RedTech: What has been your biggest accomplishment in your career thus far?
Komolov: I’ve received some professional awards, but it’s also very important for me to get feedback. I like to hear what people on the streets (or elsewhere) think. If they like our show, our style of talking, our jokes, etc., all that information is useful.
RedTech: Do you have any regrets?
Komolov: Actually, no. I’m a happy person. As somebody wise once said (either Confucius or Elon Musk…): Find a job you love, and you will never have to work a day in your life. I think, I’ve found mine.
RedTech: What do you wish you had known when you started out?
Komolov: Be ready, your path could be much longer than you expect!
RedTech: What are your unique skills that have helped you become successful?
Komolov: As I mentioned before, being open-minded, curious, having a sense of humor and a quick brain. You have to have a great response during every chat.
RedTech: What would you say is your biggest achievement to date?
Komolov: After nine years of hosting RASH, we’re still making the best evening show in Russia. And in my very humble opinion, it’s the best radio show overall, not only in the evening.
RedTech: Who were the people that you looked up to or inspired you in this industry?
Komolov: When I was a student and listened to the radio. It was when commercial radio here was just starting out and the industry was in its infancy. There weren’t a lot of “stars,” but I liked guys with a sense of humor, who could be easy, light and funny on the air.
RedTech: Have you faced any setbacks as a radio/TV personality and how did you overcome them?
Komolov: In general, I believe the main setbacks for TV/radio personalities entail working on a show you don’t like or aren’t satisfied with. Then you can only wait, work, practice and upgrade your skills and, of course, do something to realize your dream-projects.
RedTech: In many parts of Europe, radio stations are increasingly incorporating visual radio in their mix.
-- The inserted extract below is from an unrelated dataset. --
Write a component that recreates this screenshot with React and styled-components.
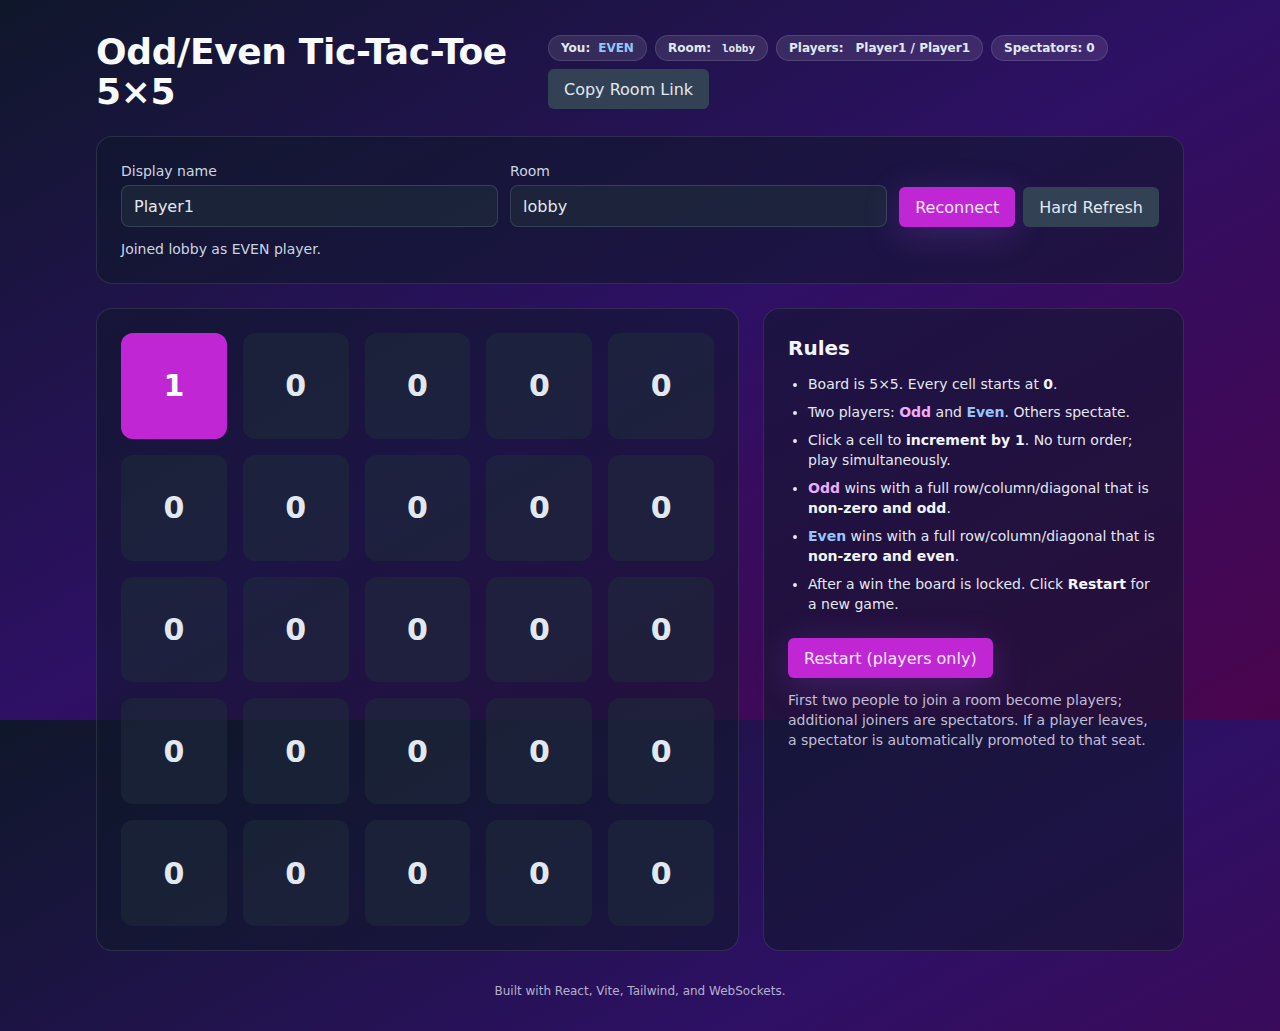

How important are images for your radio network?
Komolov: Europa Plus launched one of the first online and interactive studios in Moscow. It can be used for different purposes. For instance, we invite guests, arrange live concerts and so on. Europa Plus also streams video 24/7 on the internet
RedTech: How important are podcasts to Europa Plus?
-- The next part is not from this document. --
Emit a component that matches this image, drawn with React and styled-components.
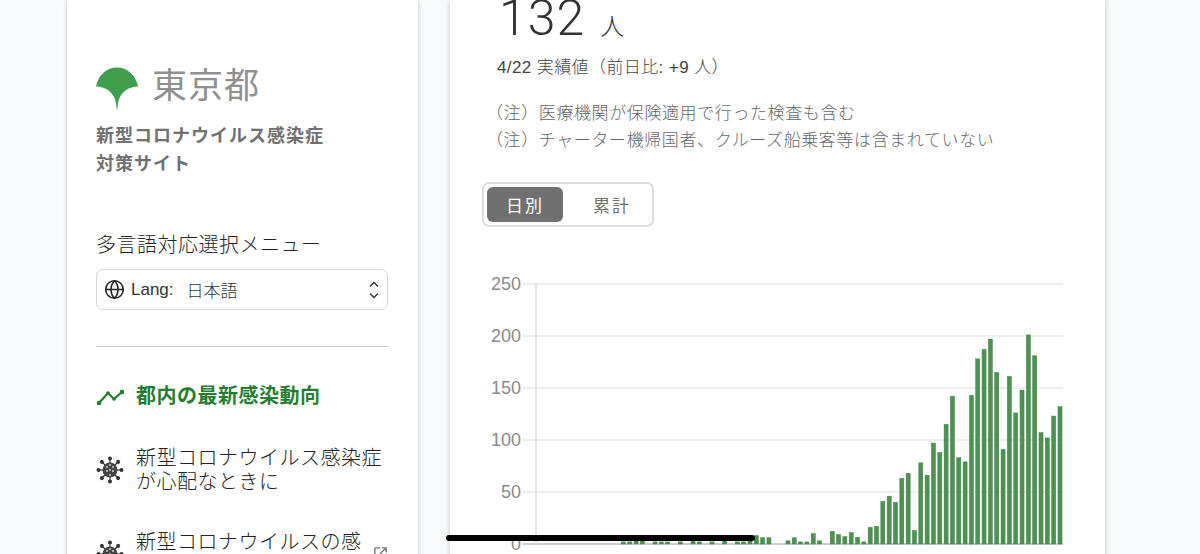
import React from 'react'
import styled, { createGlobalStyle } from 'styled-components'
import { Globe } from 'lucide-react'
import { MdOpenInNew } from 'react-icons/md'

// daily counts, newest first (last bar on the chart is index 0)
const DAILY = [
  132, 123, 102, 107, 181, 201, 148, 126, 161, 91, 165, 197, 187, 178, 143, 79, 83, 142, 115, 88, 97,
  66, 78, 13, 68, 63, 40, 46, 41, 17, 16, 2, 6.5, 11, 7, 9, 12, 0, 3, 10, 2, 2, 6, 3, 0, 0, 6, 6, 8,
  3, 2, 2, 0, 3, 0, 2, 0, 2, 3, 0, 2, 0, 2, 2, 2, 0, 3, 3, 2, 2,
]
const TICKS = [0, 50, 100, 150, 200, 250]
const yFor = v => 544 - v * 1.04

const Global = createGlobalStyle`
  html, body {
    margin: 0;
    padding: 0;
    background: #f8f9fa;
  }
  body {
    font-family: "Liberation Sans", "Noto Sans CJK JP", sans-serif;
  }
`

function App() {
  return (
    <Page>
      <Global />
      <Sidebar>
        <LogoRow>
          <svg width="44" height="44" viewBox="95 65 44 44">
            <path
              fill="#3f9e4b"
              d="M96 85.5C98 74 107 66.5 117 66.5S136 74 138 85.5C128 85.5 119.500 92 118 102L117.300 108.500H116.700L116 102C114.500 92 106 85.500 96 85.500Z"
            />
          </svg>
          <LogoText>東京都</LogoText>
        </LogoRow>
        <SiteTitle>
          新型コロナウイルス感染症
          <br />
          対策サイト
        </SiteTitle>
        <LangLabel>多言語対応選択メニュー</LangLabel>
        <LangSelect>
          <Globe size={21} strokeWidth={1.8} color="#222" />
          <LangPrefix>Lang:</LangPrefix>
          <LangValue>日本語</LangValue>
          <svg width="12" height="20" viewBox="0 0 12 20" fill="none" stroke="#333" strokeWidth="1.4">
            <path d="M2 6.500L6 2.500L10 6.500" />
            <path d="M2 13.500L6 17.500L10 13.500" />
          </svg>
        </LangSelect>
        <Divider />
        <NavList>
          <NavItem $active>
            <NavIcon>
              <TrendIcon />
            </NavIcon>
            <NavText $active>都内の最新感染動向</NavText>
          </NavItem>
          <NavItem>
            <NavIcon>
              <VirusIcon />
            </NavIcon>
            <NavText>
              新型コロナウイルス感染症
              <br />
              が心配なときに
            </NavText>
          </NavItem>
          <NavItem>
            <NavIcon>
              <VirusIcon />
            </NavIcon>
            <NavText>
              新型コロナウイルスの感
              <br />
              染症対策
            </NavText>
            <OutLink>
              <MdOpenInNew size={17} />
            </OutLink>
          </NavItem>
        </NavList>
      </Sidebar>
      <Main>
        <Count>
          132<Unit>人</Unit>
        </Count>
        <DateLine>4/22 実績値（前日比: +9 人）</DateLine>
        <Notes>
          <li>（注）医療機関が保険適用で行った検査も含む</li>
          <li>（注）チャーター機帰国者、クルーズ船乗客等は含まれていない</li>
        </Notes>
        <Toggle>
          <ToggleButton $active>日別</ToggleButton>
          <ToggleButton>累計</ToggleButton>
        </Toggle>
        <ChartFrame>
          <svg width="600" height="284" viewBox="480 270 600 284">
            {TICKS.map(t => (
              <g key={t}>
                <line x1="522" x2="1063" y1={yFor(t)} y2={yFor(t)} stroke={t === 0 ? '#bdbdbd' : '#e8e8e8'} strokeWidth="1.5" />
                <text x="521" y={yFor(t) + 6} textAnchor="end" fontSize="18" fill="#8a8a8a" fontFamily="Liberation Sans">
                  {t}
                </text>
              </g>
            ))}
            <line x1="536" x2="536" y1="284" y2="544" stroke="#dedede" strokeWidth="1.5" />
            {DAILY.map((v, i) => (
              <rect key={i} x={1060 - i * 6.327 - 2} y={yFor(v)} width="4" height={544 - yFor(v)} fill="#4a944f" stroke="#3a7f40" strokeWidth="0.5" />
            ))}
          </svg>
        </ChartFrame>
      </Main>
      <Scribble />
    </Page>
  )
}

function TrendIcon() {
  return (
    <svg width="28" height="20" viewBox="0 0 28 20" fill="#1f7f2e" stroke="#1f7f2e">
      <path d="M3 17L12 7L18 13L26 6" fill="none" strokeWidth="2.200" />
      <circle cx="3" cy="17" r="2.300" stroke="none" />
      <circle cx="12" cy="7" r="1.800" stroke="none" />
      <circle cx="18" cy="13" r="1.800" stroke="none" />
      <circle cx="26" cy="6" r="2.300" stroke="none" />
    </svg>
  )
}

function VirusIcon() {
  const spokes = [0, 45, 90, 135, 180, 225, 270, 315]
  const holes = [[11, 11], [14, 9], [17, 11], [11, 15], [14, 14], [17, 15], [14, 19]]
  return (
    <svg width="28" height="28" viewBox="0 0 28 28">
      {spokes.map(a => (
        <g key={a} transform={`rotate(${a} 14 14)`}>
          <line x1="14" y1="8" x2="14" y2="3" stroke="#333" strokeWidth="1.200" />
          <circle cx="14" cy="2.500" r="2" fill="#333" />
        </g>
      ))}
      <circle cx="14" cy="14" r="7.500" fill="#444" />
      {holes.map(([x, y]) => (
        <circle key={`${x}-${y}`} cx={x} cy={y} r="0.900" fill="#ddd" />
      ))}
    </svg>
  )
}

export default App

const Page = styled.div`
  position: relative;
  width: 1200px;
  height: 554px;
  overflow: hidden;
  display: flex;
  align-items: flex-start;
  gap: 32px;
  padding-left: 67px;
  box-sizing: border-box;
`

const Sidebar = styled.aside`
  width: 351px;
  height: 700px;
  flex: none;
  box-sizing: border-box;
  background: #fff;
  padding: 66px 30px 0 29px;
  box-shadow: 0 0 4px rgba(0, 0, 0, 0.22);
`

const LogoRow = styled.div`
  display: flex;
  align-items: center;
  height: 44px;
  gap: 13px;
  margin-left: -1px;
`

const LogoText = styled.div`
  font-size: 35px;
  font-weight: 400;
  line-height: 40px;
  letter-spacing: 1px;
  color: #909090;
  margin-top: -4px;
`

const SiteTitle = styled.h1`
  margin: 12px 0 0;
  font-size: 18px;
  font-weight: 700;
  line-height: 28px;
  letter-spacing: 1px;
  color: #707070;
`

const LangLabel = styled.div`
  margin-top: 53px;
  font-size: 20px;
  font-weight: 300;
  line-height: 28px;
  letter-spacing: 0.5px;
  color: #222;
`

const LangSelect = styled.div`
  margin-top: 10px;
  height: 41px;
  box-sizing: border-box;
  display: flex;
  align-items: center;
  padding: 0 7px;
  border: 1.5px solid #d8d8d8;
  border-radius: 7px;
  color: #333;
`

const LangPrefix = styled.span`
  margin-left: 6px;
  font-size: 17px;
  font-weight: 300;
`

const LangValue = styled.span`
  margin-left: 13px;
  flex: 1;
  font-size: 17px;
  font-weight: 300;
`

const Divider = styled.hr`
  margin: 36px 0 0;
  border: 0;
  border-top: 1px solid #cfcfcf;
`

const NavList = styled.nav`
  display: flex;
  flex-direction: column;
  gap: 36px;
  margin-top: 35px;
`

const NavItem = styled.div`
  position: relative;
  display: flex;
  align-items: center;
  gap: 12px;
  min-height: 24px;
`

const NavIcon = styled.span`
  width: 28px;
  height: 28px;
  flex: none;
  display: flex;
  align-items: center;
  justify-content: center;
`

const NavText = styled.span`
  font-size: 20px;
  line-height: 24px;
  letter-spacing: 0.5px;
  font-weight: ${p => (p.$active ? 700 : 300)};
  color: ${p => (p.$active ? '#1f7f2e' : '#222')};
`

const OutLink = styled.span`
  position: absolute;
  right: -1px;
  top: 15px;
  color: #777;
`

const Main = styled.main`
  width: 655px;
  height: 700px;
  flex: none;
  box-sizing: border-box;
  background: #fff;
  padding-left: 30px;
  box-shadow: 0 0 6px rgba(0, 0, 0, 0.2);
`

const Count = styled.div`
  margin: -10px 0 0 19px;
  font-family: Roboto, "Noto Sans CJK JP", sans-serif;
  font-size: 50px;
  font-weight: 300;
  line-height: 56px;
  letter-spacing: 1px;
  color: #333;
`

const Unit = styled.span`
  margin-left: 15px;
  font-size: 24px;
`

const DateLine = styled.div`
  margin: -1px 0 0 17px;
  font-size: 17px;
  font-weight: 300;
  line-height: 28px;
  letter-spacing: 0.4px;
  color: #444;
`

const Notes = styled.ul`
  list-style: none;
  margin: 18px 0 0 6px;
  padding: 0;
  font-size: 17px;
  font-weight: 300;
  line-height: 27px;
  letter-spacing: 0.6px;
  color: #666;
`

const Toggle = styled.div`
  display: inline-flex;
  margin: 28px 0 0 2px;
  padding: 3px;
  border: 2px solid #dcdcdc;
  border-radius: 7px;
`

const ToggleButton = styled.div`
  width: ${p => (p.$active ? 76 : 86)}px;
  height: 35px;
  box-sizing: border-box;
  display: flex;
  align-items: center;
  justify-content: center;
  padding-left: ${p => (p.$active ? 0 : 12)}px;
  border-radius: 6px;
  font-size: 17px;
  letter-spacing: 2px;
  background: ${p => (p.$active ? '#707070' : 'transparent')};
  color: ${p => (p.$active ? '#fff' : '#707070')};
`

const ChartFrame = styled.div`
  margin-top: 43px;
  height: 284px;
  width: 600px;
`

const Scribble = styled.div`
  position: absolute;
  left: 446px;
  top: 535px;
  width: 309px;
  height: 6px;
  border-radius: 3px;
  background: #000;
`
Komolov: RASH has had its podcasts on the main podcast platforms. We have a very relevant format for podcasts — about 25–35 minutes of discussion on various themes without music.
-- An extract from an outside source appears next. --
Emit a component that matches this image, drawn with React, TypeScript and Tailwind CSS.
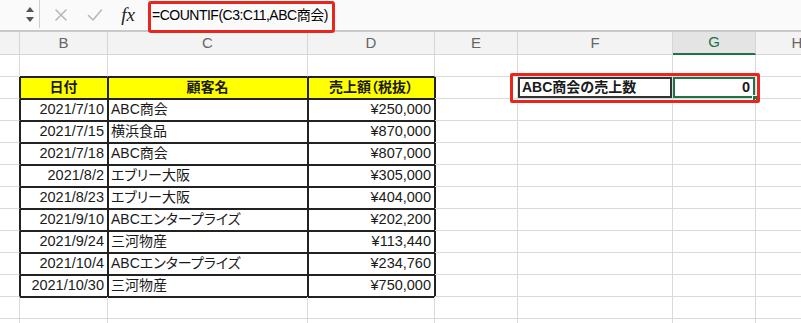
import React from "react";

const W = [
  "w-[20px]",
  "w-[88px]",
  "w-[200px]",
  "w-[127px]",
  "w-[83px]",
  "w-[155px]",
  "w-[83px]",
  "w-[83px]",
];

const LETTERS = ["", "B", "C", "D", "E", "F", "G", "H"];

const HEAD = ["日付", "顧客名", "売上額（税抜）"];

const DATA: [string, string, string][] = [
  ["2021/7/10", "ABC商会", "¥250,000"],
  ["2021/7/15", "横浜食品", "¥870,000"],
  ["2021/7/18", "ABC商会", "¥807,000"],
  ["2021/8/2", "エブリー大阪", "¥305,000"],
  ["2021/8/23", "エブリー大阪", "¥404,000"],
  ["2021/9/10", "ABCエンタープライズ", "¥202,200"],
  ["2021/9/24", "三河物産", "¥113,440"],
  ["2021/10/4", "ABCエンタープライズ", "¥234,760"],
  ["2021/10/30", "三河物産", "¥750,000"],
];

function cellClass(r: number, c: number): string {
  const parts: string[] = [
    W[c],
    "h-full shrink-0 border-r border-b flex items-center overflow-hidden whitespace-nowrap",
  ];
  const inTableRow = r >= 2 && r <= 11;
  const rightBlack = inTableRow && c >= 0 && c <= 3;
  const bottomBlack = r >= 1 && r <= 11 && c >= 1 && c <= 3;
  parts.push(rightBlack ? "border-r-[#222]" : "border-r-[#dadada]");
  parts.push(bottomBlack ? "border-b-[#222]" : "border-b-[#dadada]");
  if (inTableRow && c >= 1 && c <= 3) parts.push("shadow-[inset_1px_1px_0_0_#222]");
  if (inTableRow && c === 4) parts.push("shadow-[inset_1px_0_0_0_#222]");
  if (r === 12 && c >= 1 && c <= 3) parts.push("shadow-[inset_0_1px_0_0_#222]");
  return parts.join(" ");
}

function Row({ r }: { r: number }) {
  const cells: React.ReactNode[] = [];
  for (let c = 0; c < 8; c++) {
    let content: React.ReactNode = null;
    let extra = "";
    if (r === 2 && c >= 1 && c <= 3) {
      extra = "bg-[#ffff00] justify-center font-bold";
      content = HEAD[c - 1];
    } else if (r >= 3 && r <= 11 && c >= 1 && c <= 3) {
      const d = DATA[r - 3];
      if (c === 1) {
        extra = "justify-end pr-[3px] text-[14.5px]";
        content = d[0];
      } else if (c === 2) {
        extra = "justify-start pl-[3px]";
        content = d[1];
      } else {
        extra = "justify-end pr-[3px] text-[14.5px]";
        content = d[2];
      }
    }
    if (r === 2 && c === 5) {
      cells.push(
        <div
          key={c}
          className={`${W[c]} h-full shrink-0 border-r border-b border-r-[#dadada] border-b-[#dadada] flex items-center pl-[4px] font-bold shadow-[inset_0_0_0_2px_#333]`}
        >
          ABC商会の売上数
        </div>
      );
      continue;
    }
    if (r === 2 && c === 6) {
      cells.push(
        <div
          key={c}
          className={`${W[c]} relative h-full shrink-0 border-r border-b border-r-[#dadada] border-b-[#dadada] flex items-center justify-end pr-[5px] font-bold text-[14.5px] shadow-[inset_0_0_0_2px_#217346]`}
        >
          0
          <div className="absolute right-[-3px] bottom-[-3px] w-[6px] h-[6px] bg-[#217346] border border-white" />
        </div>
      );
      continue;
    }
    cells.push(
      <div key={c} className={`${cellClass(r, c)} ${extra}`}>
        {content}
      </div>
    );
  }
  return (
    <div className="relative flex h-[22px]">
      {cells}
      {r === 2 && (
        <div className="absolute z-10 left-[510px] top-[-4px] w-[250px] h-[30px] border-[3px] border-[#e8261e] rounded-[2px]" />
      )}
    </div>
  );
}

export default function App() {
  const rows = [];
  for (let r = 1; r <= 13; r++) rows.push(<Row key={r} r={r} />);
  return (
    <div className="w-[801px] h-[323px] overflow-hidden bg-white text-[14px] text-[#1a1a1a] font-['Liberation_Sans','Noto_Sans_CJK_JP',sans-serif] [font-feature-settings:'palt']">
      {/* Formula bar */}
      <div className="relative flex items-center h-[32px] bg-[#fafafa] border-b-2 border-[#c8c8c8]">
        <div className="w-[40px] h-[28px] self-start flex items-center justify-end pr-[4px] border-r border-[#cfcfcf]">
          <svg width="10" height="22" viewBox="0 0 10 22">
            <path d="M5 4 L9 9 L1 9 Z" fill="#555" />
            <path d="M5 19 L9 14 L1 14 Z" fill="#555" />
          </svg>
        </div>
        <div className="w-[42px] flex justify-center">
          <svg width="14" height="14" viewBox="0 0 14 14">
            <path d="M2 2 L12 12 M12 2 L2 12" stroke="#b8b8b8" strokeWidth="1.6" strokeLinecap="round" />
          </svg>
        </div>
        <div className="w-[26px] flex justify-center">
          <svg width="16" height="14" viewBox="0 0 16 14">
            <path d="M1.5 7.5 L6 12 L14.5 2" stroke="#b8b8b8" strokeWidth="1.6" fill="none" strokeLinecap="round" strokeLinejoin="round" />
          </svg>
        </div>
        <div className="w-[40px] flex justify-center font-['Liberation_Serif',serif] italic text-[19px] text-[#222]">
          fx
        </div>
        <div className="pl-[4px] text-[14px] tracking-[-0.5px] text-black">=COUNTIF(C3:C11,ABC商会)</div>
        <div className="absolute z-10 left-[148px] top-[1px] w-[187px] h-[32px] border-[3px] border-[#e8261e] rounded-[3px]" />
      </div>
      {/* Column headers */}
      <div className="flex h-[23px] bg-[#f3f3f3]">
        {LETTERS.map((l, i) => (
          <div
            key={i}
            className={`${W[i]} h-full shrink-0 border-r border-b border-r-[#d6d6d6] flex items-center justify-center text-[15px] overflow-hidden ${
              l === "G"
                ? "bg-[#e4e4e4] text-[#217346] border-b-2 border-b-[#217346]"
                : "text-[#666] border-b-[#d6d6d6]"
            }`}
          >
            {l}
          </div>
        ))}
      </div>
      {rows}
    </div>
  );
}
RedTech: How should radio evolve in the face of fierce competition from GAFAM?
Komolov: Radio now is an instrument for providing audience with content. Radio in general is losing listeners, not dramatically but consistently and gradually. So each station has to discover new ways to reach its audience, wherever this audience is — the internet, a mobile app or via traditional listening.
RedTech: In Western Europe, DAB+ is growing each month. Have you heard about the replacement of FM? What about Russia?
Komolov: The radio industry here has discussed this issue. But the general opinion is that DAB+ is very hard to implement in Russia. The country is huge, and the implementation of DAB would technically be complicated. My personal opinion is that the internet is a better solution for radio than DAB+. If you have stable access to fast internet, then one doesn’t need digital radio. They can listen to their favorite station via streaming or a mobile app. In fact, for me, it’s not a matter of technology but of content. It really is true that “content is king,” and in the long-term, the winner will be the best content maker.